The evolution of data architectures continues. The data lakehouse, popularized by Databricks, merges the flexibility of a data lake with the reliability and performance of a data warehouse. By adding ACID transactions, schema enforcement, and indexing on top of object storage, lakehouses like Apache Iceberg, Delta Lake, and Apache Hudi enable engineering teams to perform both BI and machine learning on a single platform. This eliminates the need for separate storage silos and reduces data duplication.

Edge computing is another emerging trend. As more sensors are deployed on factory floors and in the field, preprocessing data at the edge reduces latency and bandwidth costs. Only filtered, aggregated, or anomalous data is sent to the central data lake. This hybrid approach balances real-time responsiveness with long-term storage and analytics.

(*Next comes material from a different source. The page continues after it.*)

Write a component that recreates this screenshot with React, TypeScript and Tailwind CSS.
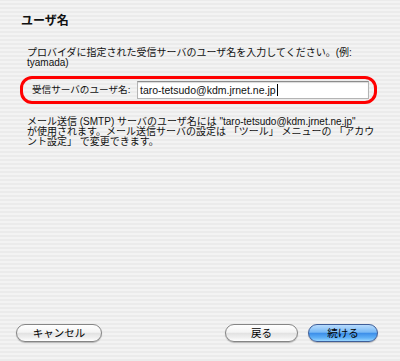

Finally, data mesh principles are being applied to engineering organizations, where domain teams (e.g., aerodynamics, manufacturing, quality) own and publish their data products while adhering to federated governance standards. A data lake often provides the physical infrastructure, but the data mesh governs ownership and discoverability. Early adopters report improved data quality and faster onboarding of new teams.

Conclusion

Data lakes have moved from a nascent concept to a cornerstone of centralized engineering data management. They provide the scalability, flexibility, and analytical power needed to handle the diverse and growing datasets that modern product development demands. By carefully planning ingestion pipelines, enforcing robust governance, and enabling self-service access, engineering organizations can turn their data lake into a strategic asset—one that accelerates innovation, reduces costs, and improves quality. As technologies like the lakehouse and edge computing mature, the data lake will only become more integral to engineering excellence. The key is to start small, iterate, and treat the lake not as a dumping ground but as a living, governed ecosystem.